§ **Task prompt**: For each line below that contains the string "Tailwind", copy that line.

§ **Rows**:
-.-.-

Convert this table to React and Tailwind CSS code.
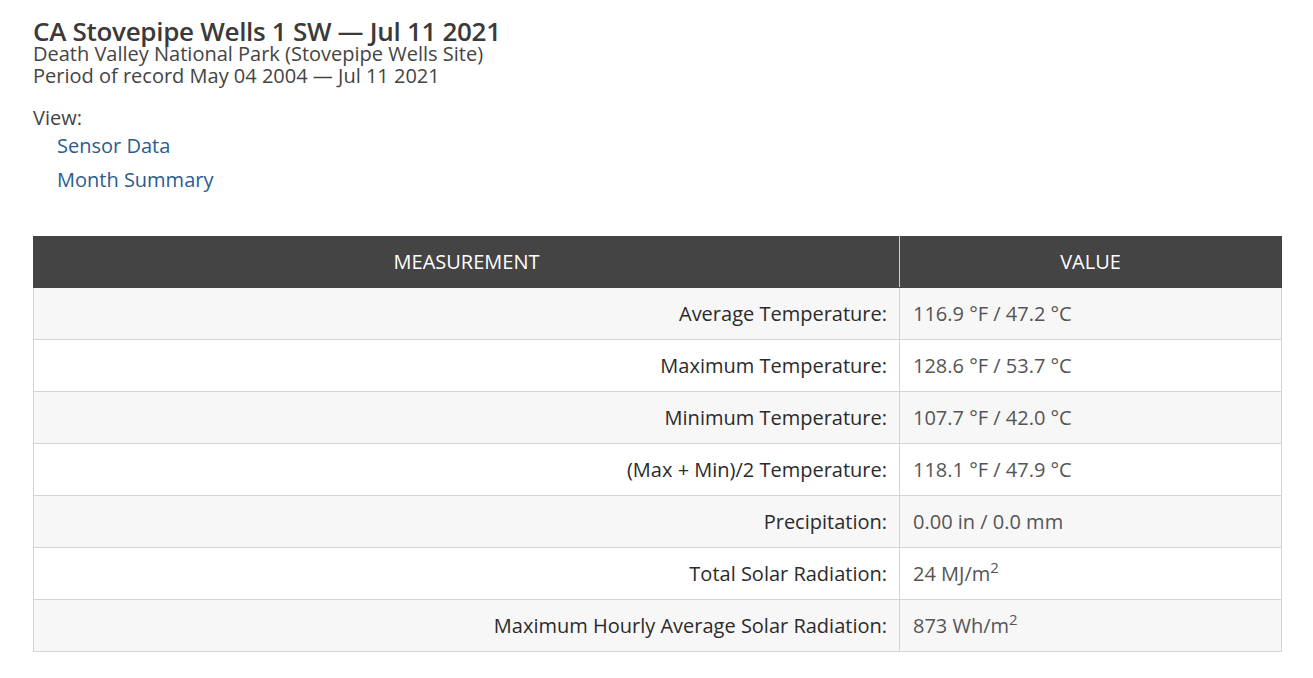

-.-.-

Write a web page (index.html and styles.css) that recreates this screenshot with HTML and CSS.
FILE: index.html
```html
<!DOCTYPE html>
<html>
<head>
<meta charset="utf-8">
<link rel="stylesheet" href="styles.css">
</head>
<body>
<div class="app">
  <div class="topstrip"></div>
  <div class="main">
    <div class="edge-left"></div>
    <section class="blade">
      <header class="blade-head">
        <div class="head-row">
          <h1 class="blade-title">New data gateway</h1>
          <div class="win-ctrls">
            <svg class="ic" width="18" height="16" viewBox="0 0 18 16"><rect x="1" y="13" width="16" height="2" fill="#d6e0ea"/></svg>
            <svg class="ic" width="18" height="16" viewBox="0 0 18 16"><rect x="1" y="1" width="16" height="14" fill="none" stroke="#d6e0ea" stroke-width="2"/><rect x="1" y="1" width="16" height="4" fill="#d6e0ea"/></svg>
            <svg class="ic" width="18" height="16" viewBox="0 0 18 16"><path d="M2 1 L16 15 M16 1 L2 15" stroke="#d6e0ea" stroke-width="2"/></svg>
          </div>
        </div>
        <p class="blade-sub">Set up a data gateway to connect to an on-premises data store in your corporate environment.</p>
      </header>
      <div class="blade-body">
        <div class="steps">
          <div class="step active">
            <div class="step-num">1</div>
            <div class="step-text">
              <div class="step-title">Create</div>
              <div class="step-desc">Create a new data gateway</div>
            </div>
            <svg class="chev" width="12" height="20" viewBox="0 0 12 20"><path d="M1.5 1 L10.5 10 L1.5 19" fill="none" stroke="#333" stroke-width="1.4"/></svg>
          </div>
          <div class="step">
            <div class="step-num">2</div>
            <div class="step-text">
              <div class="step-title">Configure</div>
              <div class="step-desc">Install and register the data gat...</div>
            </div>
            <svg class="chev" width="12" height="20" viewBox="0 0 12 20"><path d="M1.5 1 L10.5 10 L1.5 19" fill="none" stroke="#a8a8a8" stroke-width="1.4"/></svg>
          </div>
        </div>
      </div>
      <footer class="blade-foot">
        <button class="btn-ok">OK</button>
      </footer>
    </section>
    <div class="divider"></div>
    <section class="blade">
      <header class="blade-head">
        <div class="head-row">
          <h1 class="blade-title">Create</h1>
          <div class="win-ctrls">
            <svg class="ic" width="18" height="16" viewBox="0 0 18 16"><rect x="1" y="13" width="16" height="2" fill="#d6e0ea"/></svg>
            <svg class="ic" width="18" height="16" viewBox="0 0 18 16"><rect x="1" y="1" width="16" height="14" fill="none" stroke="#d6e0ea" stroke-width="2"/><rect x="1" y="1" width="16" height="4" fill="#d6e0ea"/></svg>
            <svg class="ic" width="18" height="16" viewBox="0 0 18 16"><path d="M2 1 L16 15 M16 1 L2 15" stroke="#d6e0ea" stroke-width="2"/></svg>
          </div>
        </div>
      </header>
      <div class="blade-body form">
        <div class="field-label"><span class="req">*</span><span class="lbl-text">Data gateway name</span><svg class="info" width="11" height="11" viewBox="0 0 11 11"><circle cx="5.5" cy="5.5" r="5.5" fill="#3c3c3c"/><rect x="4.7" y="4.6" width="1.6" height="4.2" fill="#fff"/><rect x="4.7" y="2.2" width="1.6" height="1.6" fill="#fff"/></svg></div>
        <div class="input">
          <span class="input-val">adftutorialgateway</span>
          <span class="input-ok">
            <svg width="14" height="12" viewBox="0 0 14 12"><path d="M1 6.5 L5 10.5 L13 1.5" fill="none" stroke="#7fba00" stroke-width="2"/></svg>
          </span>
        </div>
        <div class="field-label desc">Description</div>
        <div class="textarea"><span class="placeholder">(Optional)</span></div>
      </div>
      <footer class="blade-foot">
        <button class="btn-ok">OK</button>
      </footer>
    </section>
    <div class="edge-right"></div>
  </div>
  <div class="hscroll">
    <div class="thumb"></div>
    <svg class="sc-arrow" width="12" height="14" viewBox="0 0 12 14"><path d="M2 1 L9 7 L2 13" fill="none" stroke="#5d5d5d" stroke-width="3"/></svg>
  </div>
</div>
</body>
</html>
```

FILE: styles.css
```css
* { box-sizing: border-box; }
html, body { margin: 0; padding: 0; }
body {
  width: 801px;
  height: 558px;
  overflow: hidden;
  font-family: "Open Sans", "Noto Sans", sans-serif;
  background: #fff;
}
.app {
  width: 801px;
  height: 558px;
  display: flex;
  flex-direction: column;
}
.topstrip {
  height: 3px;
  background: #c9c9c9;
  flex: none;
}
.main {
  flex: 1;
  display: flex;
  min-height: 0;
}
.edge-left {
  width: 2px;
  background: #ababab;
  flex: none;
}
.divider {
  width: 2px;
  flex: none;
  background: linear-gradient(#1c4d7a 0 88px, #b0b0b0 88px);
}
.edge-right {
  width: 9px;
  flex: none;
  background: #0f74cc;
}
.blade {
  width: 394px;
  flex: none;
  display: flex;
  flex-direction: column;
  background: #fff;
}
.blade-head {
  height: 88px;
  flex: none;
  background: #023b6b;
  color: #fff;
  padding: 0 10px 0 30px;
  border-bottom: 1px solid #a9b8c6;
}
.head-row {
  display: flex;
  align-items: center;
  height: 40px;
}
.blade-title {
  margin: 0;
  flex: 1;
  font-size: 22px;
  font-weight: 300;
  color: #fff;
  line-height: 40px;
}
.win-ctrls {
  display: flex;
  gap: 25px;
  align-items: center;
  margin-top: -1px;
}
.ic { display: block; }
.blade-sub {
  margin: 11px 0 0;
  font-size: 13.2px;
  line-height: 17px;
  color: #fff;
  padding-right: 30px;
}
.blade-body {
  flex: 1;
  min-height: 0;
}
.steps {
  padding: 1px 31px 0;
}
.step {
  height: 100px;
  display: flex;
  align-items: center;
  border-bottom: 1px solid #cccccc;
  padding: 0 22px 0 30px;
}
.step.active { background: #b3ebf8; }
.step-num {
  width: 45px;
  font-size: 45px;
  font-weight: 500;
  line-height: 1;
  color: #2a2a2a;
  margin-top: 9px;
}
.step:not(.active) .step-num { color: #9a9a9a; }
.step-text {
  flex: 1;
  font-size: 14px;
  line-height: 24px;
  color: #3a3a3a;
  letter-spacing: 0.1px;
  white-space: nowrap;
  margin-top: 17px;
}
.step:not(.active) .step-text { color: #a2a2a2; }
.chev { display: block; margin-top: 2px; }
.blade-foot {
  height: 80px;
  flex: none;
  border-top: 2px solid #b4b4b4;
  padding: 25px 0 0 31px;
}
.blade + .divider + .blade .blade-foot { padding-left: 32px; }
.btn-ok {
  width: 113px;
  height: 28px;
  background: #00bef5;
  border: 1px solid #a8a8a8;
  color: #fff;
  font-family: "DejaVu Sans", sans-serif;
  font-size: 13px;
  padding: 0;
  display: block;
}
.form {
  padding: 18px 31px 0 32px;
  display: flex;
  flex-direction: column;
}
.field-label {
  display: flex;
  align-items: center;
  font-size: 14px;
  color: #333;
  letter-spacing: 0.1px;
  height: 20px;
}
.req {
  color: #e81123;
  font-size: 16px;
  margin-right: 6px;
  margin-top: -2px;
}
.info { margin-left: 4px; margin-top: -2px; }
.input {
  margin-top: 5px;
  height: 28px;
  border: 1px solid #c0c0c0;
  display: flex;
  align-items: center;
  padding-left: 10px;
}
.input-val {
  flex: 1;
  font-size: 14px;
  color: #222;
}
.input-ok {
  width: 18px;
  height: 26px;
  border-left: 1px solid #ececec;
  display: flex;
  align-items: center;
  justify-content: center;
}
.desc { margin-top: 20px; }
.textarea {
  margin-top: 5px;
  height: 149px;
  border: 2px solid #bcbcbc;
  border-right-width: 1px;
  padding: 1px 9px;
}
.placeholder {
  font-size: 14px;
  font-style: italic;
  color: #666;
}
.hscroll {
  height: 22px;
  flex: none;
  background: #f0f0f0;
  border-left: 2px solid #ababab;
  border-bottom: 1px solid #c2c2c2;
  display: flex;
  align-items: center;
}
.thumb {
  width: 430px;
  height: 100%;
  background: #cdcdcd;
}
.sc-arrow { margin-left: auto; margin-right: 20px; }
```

-.-.-

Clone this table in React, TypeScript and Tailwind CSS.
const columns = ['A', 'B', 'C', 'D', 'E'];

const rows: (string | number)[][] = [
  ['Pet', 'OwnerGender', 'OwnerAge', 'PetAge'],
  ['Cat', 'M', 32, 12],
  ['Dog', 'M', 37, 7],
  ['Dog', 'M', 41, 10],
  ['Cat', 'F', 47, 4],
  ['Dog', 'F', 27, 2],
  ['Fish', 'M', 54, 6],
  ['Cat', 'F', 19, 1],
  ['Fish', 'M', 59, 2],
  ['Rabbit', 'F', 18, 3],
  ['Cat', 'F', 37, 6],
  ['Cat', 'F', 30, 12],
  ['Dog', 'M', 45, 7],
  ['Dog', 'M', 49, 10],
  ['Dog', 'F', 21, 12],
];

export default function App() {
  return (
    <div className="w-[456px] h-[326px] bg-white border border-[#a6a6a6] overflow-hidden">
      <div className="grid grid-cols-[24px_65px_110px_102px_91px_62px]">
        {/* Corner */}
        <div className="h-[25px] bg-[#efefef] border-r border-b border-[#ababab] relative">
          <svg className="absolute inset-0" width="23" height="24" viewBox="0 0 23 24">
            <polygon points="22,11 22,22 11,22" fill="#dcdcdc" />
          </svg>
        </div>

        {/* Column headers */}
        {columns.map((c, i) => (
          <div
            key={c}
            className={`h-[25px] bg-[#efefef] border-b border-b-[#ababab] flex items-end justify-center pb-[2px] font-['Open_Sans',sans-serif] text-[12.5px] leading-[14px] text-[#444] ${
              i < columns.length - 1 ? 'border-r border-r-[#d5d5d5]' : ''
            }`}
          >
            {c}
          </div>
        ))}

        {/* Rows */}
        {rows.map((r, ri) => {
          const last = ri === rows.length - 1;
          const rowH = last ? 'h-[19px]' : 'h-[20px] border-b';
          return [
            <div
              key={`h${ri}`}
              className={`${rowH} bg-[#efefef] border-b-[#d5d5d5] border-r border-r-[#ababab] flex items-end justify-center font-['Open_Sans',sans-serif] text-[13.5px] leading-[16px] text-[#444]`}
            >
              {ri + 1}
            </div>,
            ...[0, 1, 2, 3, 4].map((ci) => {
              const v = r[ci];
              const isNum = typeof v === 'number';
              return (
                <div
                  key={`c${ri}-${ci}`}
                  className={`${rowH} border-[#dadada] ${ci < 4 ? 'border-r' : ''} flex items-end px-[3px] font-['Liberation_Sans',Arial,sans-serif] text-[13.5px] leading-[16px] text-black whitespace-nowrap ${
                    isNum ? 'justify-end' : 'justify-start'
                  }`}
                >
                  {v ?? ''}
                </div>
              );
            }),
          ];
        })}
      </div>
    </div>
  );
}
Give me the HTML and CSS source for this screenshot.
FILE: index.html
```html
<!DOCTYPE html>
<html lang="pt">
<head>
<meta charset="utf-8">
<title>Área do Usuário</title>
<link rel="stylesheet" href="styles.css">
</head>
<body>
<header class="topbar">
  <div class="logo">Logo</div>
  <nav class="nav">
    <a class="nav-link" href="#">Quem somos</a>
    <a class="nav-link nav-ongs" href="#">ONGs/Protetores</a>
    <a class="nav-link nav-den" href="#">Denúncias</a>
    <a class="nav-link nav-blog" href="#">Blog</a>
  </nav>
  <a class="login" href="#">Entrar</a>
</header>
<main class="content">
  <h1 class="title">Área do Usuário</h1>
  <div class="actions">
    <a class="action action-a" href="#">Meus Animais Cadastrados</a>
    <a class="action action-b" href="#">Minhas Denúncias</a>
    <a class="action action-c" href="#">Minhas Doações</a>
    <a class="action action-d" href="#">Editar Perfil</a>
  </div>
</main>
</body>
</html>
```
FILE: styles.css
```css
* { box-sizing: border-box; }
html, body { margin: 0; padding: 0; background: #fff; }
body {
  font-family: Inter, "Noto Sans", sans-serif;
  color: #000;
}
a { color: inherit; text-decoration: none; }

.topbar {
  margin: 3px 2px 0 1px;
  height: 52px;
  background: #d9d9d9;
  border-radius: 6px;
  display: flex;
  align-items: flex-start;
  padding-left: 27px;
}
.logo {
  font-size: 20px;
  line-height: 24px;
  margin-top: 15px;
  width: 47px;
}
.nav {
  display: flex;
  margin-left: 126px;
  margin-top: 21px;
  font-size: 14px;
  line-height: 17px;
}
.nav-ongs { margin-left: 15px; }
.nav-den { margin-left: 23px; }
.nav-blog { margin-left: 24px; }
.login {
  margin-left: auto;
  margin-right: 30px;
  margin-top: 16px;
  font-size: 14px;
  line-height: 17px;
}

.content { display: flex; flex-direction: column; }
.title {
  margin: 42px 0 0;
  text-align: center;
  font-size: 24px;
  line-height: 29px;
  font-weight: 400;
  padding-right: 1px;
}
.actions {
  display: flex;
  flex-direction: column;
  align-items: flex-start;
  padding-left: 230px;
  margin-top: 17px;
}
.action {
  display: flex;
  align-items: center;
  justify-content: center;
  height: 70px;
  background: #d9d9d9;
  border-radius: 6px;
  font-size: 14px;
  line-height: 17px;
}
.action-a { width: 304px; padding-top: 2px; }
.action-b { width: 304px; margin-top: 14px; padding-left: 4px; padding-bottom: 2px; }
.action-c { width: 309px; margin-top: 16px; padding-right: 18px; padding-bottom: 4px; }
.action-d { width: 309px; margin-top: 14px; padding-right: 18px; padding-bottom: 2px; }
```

-.-.-

§ **Exercise solution**:
Convert this table to React and Tailwind CSS code.
Clone this table in React, TypeScript and Tailwind CSS.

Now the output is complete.